Records with interface code

◆ ◆ ◆ ◆ ◆ ◆ ◆

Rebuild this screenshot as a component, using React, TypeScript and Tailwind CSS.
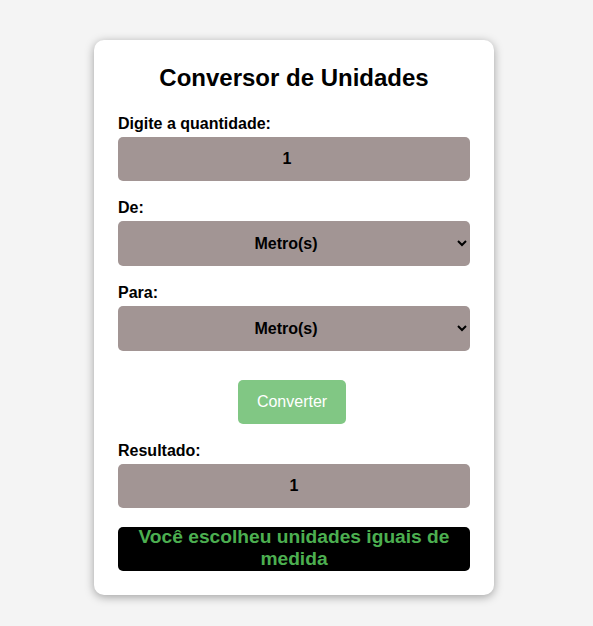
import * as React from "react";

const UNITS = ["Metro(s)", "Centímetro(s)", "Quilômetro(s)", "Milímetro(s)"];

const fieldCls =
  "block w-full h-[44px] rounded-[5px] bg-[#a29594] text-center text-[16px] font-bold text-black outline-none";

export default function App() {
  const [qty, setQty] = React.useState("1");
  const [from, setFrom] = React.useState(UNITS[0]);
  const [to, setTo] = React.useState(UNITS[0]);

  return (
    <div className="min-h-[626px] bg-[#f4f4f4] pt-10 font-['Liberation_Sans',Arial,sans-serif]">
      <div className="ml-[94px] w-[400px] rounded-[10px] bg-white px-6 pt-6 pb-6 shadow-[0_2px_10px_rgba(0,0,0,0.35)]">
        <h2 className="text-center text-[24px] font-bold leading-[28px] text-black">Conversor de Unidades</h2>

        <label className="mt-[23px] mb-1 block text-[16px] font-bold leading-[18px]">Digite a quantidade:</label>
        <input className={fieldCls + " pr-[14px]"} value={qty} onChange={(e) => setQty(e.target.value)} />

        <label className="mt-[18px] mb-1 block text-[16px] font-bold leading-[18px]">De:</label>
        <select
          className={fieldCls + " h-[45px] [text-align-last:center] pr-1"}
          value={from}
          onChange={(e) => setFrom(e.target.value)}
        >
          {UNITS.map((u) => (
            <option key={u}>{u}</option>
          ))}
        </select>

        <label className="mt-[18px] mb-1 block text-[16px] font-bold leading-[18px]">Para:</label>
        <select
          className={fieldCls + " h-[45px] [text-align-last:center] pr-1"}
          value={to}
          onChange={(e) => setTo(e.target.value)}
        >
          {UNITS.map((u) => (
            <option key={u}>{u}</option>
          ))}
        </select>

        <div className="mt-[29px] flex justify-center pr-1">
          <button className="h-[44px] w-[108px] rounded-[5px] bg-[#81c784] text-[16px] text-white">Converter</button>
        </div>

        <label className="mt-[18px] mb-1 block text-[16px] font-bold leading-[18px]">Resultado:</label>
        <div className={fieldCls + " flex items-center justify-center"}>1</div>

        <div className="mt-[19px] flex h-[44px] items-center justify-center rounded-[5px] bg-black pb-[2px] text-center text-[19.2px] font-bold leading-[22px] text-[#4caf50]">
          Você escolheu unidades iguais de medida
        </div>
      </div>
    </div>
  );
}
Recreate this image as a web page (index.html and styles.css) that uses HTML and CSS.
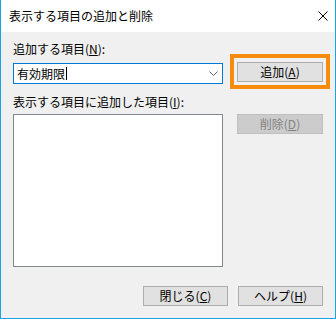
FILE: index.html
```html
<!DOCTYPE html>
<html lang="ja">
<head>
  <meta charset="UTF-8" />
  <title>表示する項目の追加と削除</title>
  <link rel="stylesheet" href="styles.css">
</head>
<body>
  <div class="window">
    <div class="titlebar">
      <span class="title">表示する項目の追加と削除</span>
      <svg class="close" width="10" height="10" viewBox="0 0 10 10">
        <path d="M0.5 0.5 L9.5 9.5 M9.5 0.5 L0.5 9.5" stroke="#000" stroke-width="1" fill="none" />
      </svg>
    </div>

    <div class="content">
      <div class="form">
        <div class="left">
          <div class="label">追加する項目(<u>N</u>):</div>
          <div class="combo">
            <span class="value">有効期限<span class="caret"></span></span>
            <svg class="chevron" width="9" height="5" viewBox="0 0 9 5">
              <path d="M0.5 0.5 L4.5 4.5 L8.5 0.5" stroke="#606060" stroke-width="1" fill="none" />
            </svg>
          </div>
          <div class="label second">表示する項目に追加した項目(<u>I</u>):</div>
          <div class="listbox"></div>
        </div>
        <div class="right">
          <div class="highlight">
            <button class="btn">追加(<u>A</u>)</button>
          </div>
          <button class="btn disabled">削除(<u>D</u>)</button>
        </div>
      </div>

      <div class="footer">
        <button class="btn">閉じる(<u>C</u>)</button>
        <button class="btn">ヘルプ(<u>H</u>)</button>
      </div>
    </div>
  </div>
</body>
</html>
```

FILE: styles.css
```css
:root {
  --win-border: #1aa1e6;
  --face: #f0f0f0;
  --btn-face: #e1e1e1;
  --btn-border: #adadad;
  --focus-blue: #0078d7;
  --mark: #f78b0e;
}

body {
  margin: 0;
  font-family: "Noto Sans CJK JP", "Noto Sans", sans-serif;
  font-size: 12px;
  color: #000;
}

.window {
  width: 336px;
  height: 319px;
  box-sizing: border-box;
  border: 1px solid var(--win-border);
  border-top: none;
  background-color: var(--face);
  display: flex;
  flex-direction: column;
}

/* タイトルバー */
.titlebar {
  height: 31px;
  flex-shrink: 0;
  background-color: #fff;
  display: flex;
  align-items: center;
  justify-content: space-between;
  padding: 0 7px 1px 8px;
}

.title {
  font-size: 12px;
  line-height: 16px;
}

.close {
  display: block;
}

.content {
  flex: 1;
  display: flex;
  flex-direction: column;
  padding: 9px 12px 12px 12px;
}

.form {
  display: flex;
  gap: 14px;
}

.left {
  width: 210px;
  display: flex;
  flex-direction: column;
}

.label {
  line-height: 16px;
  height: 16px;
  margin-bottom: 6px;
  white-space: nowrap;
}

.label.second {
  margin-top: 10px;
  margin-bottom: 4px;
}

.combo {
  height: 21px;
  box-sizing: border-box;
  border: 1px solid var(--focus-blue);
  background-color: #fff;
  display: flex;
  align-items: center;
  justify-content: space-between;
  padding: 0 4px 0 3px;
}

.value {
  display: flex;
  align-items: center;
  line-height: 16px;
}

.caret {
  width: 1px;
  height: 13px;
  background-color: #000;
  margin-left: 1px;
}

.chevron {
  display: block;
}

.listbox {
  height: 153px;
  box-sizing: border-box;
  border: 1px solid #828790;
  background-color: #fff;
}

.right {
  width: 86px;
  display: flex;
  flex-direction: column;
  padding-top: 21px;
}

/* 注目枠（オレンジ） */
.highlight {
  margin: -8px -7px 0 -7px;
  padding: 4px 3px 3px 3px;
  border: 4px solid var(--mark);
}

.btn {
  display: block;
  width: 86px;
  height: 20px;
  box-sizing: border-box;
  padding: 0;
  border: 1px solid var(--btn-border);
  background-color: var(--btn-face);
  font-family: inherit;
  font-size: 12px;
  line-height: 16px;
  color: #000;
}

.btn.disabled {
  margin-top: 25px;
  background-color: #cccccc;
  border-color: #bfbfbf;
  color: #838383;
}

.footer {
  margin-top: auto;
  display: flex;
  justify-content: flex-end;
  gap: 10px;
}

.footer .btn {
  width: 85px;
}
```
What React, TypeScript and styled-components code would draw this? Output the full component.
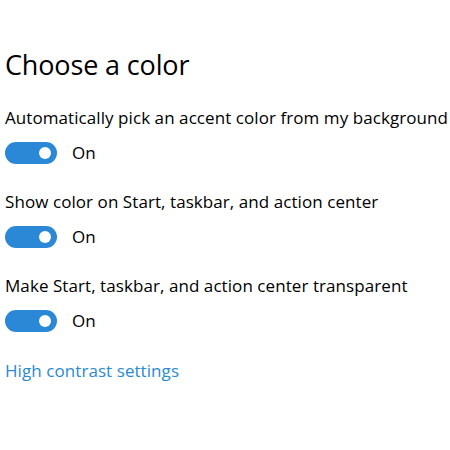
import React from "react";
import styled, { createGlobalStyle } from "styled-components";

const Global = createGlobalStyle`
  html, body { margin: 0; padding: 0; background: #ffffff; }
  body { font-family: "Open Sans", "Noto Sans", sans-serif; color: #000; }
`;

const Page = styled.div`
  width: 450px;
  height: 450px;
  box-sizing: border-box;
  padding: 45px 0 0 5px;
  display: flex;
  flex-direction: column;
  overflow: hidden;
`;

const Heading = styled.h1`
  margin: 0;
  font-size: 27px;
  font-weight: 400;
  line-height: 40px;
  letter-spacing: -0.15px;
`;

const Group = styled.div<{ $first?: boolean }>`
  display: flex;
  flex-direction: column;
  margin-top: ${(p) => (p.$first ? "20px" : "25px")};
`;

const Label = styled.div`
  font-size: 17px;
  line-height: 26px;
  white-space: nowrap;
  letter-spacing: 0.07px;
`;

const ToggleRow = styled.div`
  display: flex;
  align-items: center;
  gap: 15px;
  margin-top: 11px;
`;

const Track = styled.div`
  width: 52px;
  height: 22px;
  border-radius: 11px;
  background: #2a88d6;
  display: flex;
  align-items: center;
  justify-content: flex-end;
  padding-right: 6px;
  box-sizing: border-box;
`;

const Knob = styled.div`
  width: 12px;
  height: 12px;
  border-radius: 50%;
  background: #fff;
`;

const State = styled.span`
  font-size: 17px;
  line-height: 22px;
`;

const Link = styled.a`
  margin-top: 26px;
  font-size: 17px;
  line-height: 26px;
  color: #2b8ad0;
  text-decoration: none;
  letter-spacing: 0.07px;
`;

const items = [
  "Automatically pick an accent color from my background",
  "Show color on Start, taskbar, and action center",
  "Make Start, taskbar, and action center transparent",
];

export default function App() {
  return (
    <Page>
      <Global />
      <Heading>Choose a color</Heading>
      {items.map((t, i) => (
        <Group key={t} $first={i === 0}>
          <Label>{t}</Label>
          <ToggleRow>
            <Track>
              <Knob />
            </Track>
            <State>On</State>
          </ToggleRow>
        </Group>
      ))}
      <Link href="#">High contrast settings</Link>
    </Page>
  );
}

◆ ◆ ◆ ◆ ◆ ◆ ◆

Without the pictures, return the listing above from its first line through the line that has "text-[24px] font-bold leading-[28px]".

*Task response:*
Rebuild this screenshot as a component, using React, TypeScript and Tailwind CSS.
import * as React from "react";

const UNITS = ["Metro(s)", "Centímetro(s)", "Quilômetro(s)", "Milímetro(s)"];

const fieldCls =
  "block w-full h-[44px] rounded-[5px] bg-[#a29594] text-center text-[16px] font-bold text-black outline-none";

export default function App() {
  const [qty, setQty] = React.useState("1");
  const [from, setFrom] = React.useState(UNITS[0]);
  const [to, setTo] = React.useState(UNITS[0]);

  return (
    <div className="min-h-[626px] bg-[#f4f4f4] pt-10 font-['Liberation_Sans',Arial,sans-serif]">
      <div className="ml-[94px] w-[400px] rounded-[10px] bg-white px-6 pt-6 pb-6 shadow-[0_2px_10px_rgba(0,0,0,0.35)]">
        <h2 className="text-center text-[24px] font-bold leading-[28px] text-black">Conversor de Unidades</h2>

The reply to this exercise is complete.